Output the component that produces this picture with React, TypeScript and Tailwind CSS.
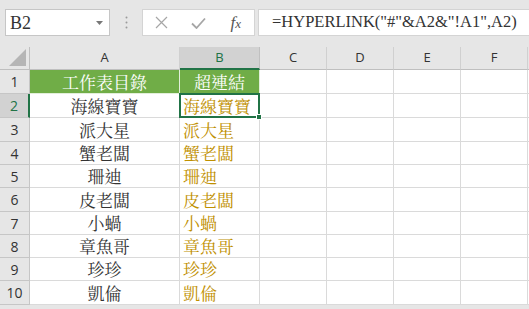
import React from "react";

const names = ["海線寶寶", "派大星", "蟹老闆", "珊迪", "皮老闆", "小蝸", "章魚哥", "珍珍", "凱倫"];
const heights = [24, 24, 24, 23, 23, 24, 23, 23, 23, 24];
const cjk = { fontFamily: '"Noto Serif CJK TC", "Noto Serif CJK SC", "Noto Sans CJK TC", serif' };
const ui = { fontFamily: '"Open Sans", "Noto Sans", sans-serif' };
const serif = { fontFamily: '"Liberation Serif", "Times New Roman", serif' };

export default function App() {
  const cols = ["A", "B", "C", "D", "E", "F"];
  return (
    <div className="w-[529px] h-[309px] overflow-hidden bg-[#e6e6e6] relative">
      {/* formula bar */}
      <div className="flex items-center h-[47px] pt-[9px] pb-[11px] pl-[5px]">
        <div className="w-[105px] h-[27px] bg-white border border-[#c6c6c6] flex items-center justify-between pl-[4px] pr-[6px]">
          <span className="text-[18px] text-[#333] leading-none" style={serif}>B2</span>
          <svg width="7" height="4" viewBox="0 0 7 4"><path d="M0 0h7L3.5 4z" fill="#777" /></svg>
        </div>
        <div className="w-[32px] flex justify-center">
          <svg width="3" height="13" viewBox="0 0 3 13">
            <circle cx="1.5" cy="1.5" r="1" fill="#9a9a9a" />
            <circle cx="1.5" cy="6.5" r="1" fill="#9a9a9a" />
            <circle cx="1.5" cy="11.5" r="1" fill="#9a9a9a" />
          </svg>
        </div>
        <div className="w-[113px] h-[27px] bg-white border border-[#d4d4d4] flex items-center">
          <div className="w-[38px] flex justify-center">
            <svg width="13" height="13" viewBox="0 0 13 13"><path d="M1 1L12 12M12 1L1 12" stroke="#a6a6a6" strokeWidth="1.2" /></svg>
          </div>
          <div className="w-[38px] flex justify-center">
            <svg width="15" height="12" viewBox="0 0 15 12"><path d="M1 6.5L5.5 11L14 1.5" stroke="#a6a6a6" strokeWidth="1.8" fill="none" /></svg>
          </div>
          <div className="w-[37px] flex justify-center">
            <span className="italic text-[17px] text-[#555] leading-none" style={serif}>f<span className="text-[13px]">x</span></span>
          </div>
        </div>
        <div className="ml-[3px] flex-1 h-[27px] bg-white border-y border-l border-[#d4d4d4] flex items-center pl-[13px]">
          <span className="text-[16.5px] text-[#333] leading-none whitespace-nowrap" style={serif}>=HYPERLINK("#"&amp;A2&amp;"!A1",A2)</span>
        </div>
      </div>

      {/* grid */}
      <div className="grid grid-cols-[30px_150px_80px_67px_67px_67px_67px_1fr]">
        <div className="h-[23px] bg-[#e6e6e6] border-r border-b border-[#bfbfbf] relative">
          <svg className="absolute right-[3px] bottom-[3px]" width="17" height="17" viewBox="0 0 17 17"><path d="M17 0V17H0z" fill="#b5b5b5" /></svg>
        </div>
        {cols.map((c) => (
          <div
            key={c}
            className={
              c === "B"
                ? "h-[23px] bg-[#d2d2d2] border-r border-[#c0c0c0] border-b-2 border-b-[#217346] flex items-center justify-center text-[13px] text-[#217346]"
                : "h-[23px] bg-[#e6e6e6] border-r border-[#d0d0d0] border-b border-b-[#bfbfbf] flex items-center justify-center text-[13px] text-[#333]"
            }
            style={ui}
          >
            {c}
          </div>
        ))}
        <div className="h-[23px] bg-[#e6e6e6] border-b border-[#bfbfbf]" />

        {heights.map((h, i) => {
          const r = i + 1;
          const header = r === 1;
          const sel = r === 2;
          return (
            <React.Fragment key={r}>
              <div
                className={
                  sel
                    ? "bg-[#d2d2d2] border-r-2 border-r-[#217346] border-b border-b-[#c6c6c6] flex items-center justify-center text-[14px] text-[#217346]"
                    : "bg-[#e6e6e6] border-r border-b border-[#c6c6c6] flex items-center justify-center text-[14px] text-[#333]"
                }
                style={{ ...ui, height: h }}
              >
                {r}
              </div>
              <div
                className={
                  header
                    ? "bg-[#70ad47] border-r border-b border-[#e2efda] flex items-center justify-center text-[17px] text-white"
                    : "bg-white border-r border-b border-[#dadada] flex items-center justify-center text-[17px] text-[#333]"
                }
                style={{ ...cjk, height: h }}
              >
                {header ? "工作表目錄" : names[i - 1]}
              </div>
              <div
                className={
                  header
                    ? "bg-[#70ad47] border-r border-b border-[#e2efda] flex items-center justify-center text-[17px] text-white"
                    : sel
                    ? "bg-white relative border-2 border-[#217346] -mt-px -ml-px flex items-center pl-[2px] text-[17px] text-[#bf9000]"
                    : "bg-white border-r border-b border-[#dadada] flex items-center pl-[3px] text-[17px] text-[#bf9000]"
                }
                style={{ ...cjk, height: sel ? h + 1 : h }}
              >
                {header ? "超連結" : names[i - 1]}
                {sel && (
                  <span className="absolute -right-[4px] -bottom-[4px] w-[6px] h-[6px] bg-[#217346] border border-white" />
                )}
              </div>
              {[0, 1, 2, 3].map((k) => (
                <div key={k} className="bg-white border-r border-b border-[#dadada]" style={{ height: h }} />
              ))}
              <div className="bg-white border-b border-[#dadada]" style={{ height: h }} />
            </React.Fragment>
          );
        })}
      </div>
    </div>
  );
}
***
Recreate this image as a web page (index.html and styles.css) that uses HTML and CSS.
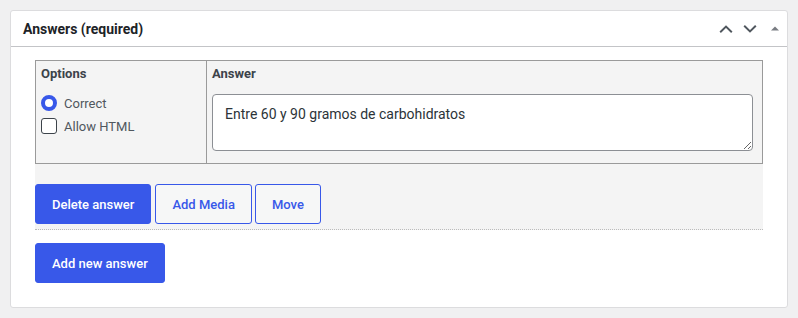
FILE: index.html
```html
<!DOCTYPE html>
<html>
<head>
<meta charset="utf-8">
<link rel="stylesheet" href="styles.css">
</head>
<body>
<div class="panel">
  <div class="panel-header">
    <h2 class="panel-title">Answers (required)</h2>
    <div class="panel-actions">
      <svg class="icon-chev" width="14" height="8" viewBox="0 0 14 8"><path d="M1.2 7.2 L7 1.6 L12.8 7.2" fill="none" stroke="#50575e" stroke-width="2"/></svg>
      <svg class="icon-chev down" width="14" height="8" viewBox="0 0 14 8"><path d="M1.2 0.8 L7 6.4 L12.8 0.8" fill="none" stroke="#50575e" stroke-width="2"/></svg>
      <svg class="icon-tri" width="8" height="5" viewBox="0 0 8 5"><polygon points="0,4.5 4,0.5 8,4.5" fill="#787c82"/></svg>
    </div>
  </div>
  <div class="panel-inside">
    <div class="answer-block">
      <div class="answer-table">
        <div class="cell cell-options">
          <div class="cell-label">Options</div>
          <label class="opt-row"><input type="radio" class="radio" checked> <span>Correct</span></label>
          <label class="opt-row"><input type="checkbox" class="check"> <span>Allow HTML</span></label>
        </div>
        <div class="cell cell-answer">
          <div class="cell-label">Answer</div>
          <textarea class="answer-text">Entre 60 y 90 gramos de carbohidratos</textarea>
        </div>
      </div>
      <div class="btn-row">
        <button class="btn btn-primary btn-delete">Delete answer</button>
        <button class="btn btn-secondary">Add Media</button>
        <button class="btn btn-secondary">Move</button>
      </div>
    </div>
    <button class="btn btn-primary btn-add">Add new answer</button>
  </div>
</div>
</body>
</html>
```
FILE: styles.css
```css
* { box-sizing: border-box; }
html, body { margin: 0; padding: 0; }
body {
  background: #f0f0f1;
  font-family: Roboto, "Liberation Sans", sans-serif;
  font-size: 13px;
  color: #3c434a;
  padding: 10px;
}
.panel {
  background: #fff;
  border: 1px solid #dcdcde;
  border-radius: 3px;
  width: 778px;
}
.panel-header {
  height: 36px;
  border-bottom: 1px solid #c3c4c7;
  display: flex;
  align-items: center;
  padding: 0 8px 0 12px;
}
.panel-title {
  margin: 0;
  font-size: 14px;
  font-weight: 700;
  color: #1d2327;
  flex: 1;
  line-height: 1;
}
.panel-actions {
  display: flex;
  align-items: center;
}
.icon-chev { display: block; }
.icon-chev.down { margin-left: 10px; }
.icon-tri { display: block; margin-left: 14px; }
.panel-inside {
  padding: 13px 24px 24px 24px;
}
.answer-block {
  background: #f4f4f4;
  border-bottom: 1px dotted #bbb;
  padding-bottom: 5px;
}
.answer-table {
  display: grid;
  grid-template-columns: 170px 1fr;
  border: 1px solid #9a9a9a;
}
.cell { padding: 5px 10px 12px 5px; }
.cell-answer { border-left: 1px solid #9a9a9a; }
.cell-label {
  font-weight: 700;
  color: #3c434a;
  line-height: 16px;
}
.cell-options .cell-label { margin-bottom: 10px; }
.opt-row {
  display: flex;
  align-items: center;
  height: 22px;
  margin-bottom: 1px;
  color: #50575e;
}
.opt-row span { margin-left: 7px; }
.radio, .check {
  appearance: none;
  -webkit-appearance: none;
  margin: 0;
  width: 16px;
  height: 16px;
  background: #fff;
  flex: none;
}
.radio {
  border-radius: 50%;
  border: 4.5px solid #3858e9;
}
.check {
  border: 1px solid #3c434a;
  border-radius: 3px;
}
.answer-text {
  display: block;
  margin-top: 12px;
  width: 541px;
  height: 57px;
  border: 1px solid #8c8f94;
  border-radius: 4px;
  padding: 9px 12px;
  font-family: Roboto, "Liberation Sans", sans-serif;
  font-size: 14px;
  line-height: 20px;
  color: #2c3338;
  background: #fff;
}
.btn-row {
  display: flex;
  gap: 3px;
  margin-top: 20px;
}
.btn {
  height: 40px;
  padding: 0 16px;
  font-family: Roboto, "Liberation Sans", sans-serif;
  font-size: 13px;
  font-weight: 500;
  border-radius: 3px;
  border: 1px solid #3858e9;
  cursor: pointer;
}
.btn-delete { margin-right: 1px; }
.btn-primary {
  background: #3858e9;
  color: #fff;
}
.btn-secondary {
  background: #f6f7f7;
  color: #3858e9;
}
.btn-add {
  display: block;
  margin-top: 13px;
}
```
***
* YOUR GOAL
In the records shown above, how many lines include the word "that"? Answer with the number only.

* REPLY
2